Excluding mark-to-market gains and losses and natural gas inventory write-downs, our Energy Services business would have reported operating income of $18 million compared to $50 million for 2009. This decline was principally the result of reduced wholesale opportunities because of significantly tighter locational price differentials and an absence of seasonal storage spreads. Last year, our retail sales were stable and we added more than 1,000 customers to our total customer base.

We expect our retail business to see improvement this year. We believe we have stabilized our wholesale business and expect some marginal improvement. Absent the effects of mark-to-market impacts and inventory adjustments, we expect 2011 to be a better year than 2010 for Energy Services.

Now let me turn to our midstream businesses, Interstate Pipelines and Field Services. Our Interstate Pipelines recorded operating income of $270 million for 2010 compared to $256 million for 2009. Our core business continues to perform well, building on its strong fee-based foundation with increased margins from our Carthage to Perryville pipeline as well as increased revenues related to several new firm contracts to serve power generation facilities on our system. Our fee-based margin grew by 4%, but this growth was partially offset by reduced revenues from ancillary services and off-system sales.

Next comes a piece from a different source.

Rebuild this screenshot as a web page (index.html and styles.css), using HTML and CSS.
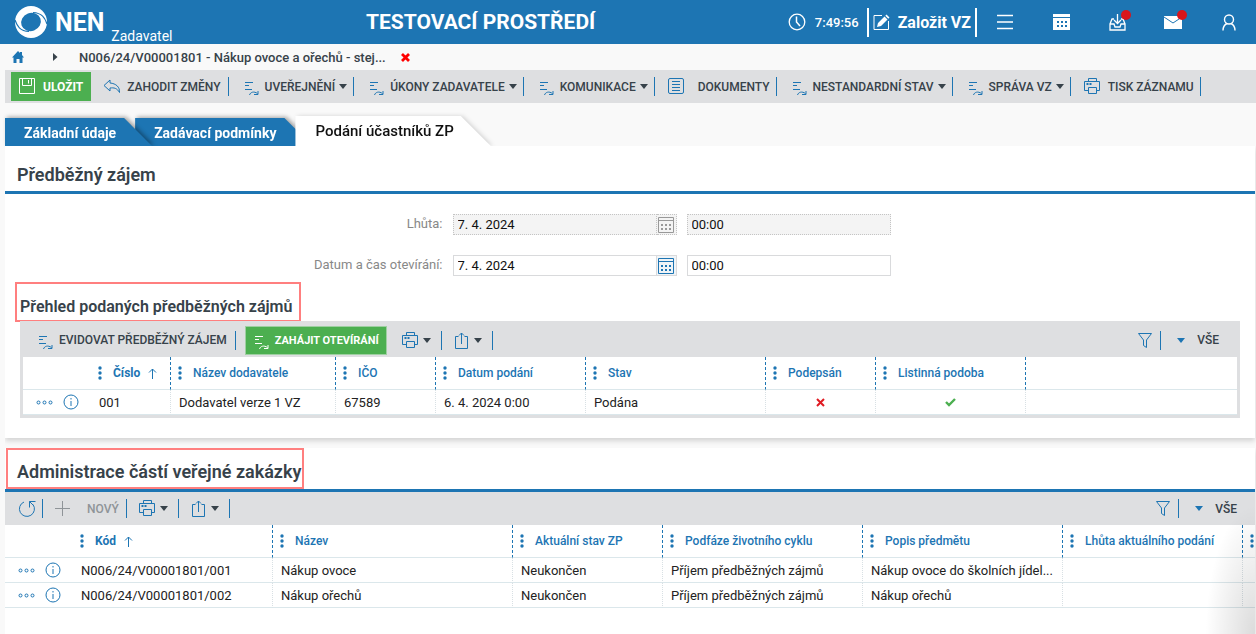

Our equity income from SESH, our joint venture with Spectra, was $19 million. This compares to equity income of $7 million in 2009, which was reduced by a $16 million noncash charge due to the discontinued use of regulatory accounting.

As I mentioned last quarter, we have a backhaul agreement that terminates in the middle of 2011, which will reduce revenues and will also impact the fuel efficiency of Line CP. Offsetting this decline is the addition of about 100 million cubic feet of Line CP capacity available on a forward-haul basis. The overall impact is expected to be about $20 million. To date, we have not secured sufficient new contract revenues to fully offset this impact.

We also have some expense pressures stemming from EPA regulations. So without the benefit of higher ancillary revenues this year, which would be driven primarily by change in market conditions, it will be difficult for our Pipeline business to match the operating income we earned in 2010.

Our Field Services unit reported operating income of $151 million for 2010 compared to $94 million for 2009. Operating income for 2010 included the $21 million gain associated with the small gathering system we sold in the fourth quarter. The remaining $36 million increase in operating income was primarily the result of the new long-term agreements with subsidiaries of Shell and Encana. Gathering volumes were up significantly in 2010 compared to 2009. Average gathering volumes in 2010 were 1.8 Bcf per day, an increase of more than 50% from 2009.

For the month of December 2010, gathering volumes averaged a little over 2 Bcf per day. As we reported last quarter, gathering volumes from our traditional basins have leveled off. Fourth quarter volumes were flat to the fourth quarter of 2009. For the year, traditional volumes were down about 8%.

In addition to operating income, we also recorded equity income of $10 million from our jointly owned Waskom facilities compared to $8 million the previous year. As we look to 2011, we expect Haynesville production to increase steadily over the year, and we also expect some increased volumes in the Fayetteville and Woodford shales. We are assuming flat volumes from our traditional fields. Our fee-based revenues will increase as we achieve the milestones for the Olympia System and the Magnolia expansion. Overall, we expect Field Services to achieve significant increases in operating income.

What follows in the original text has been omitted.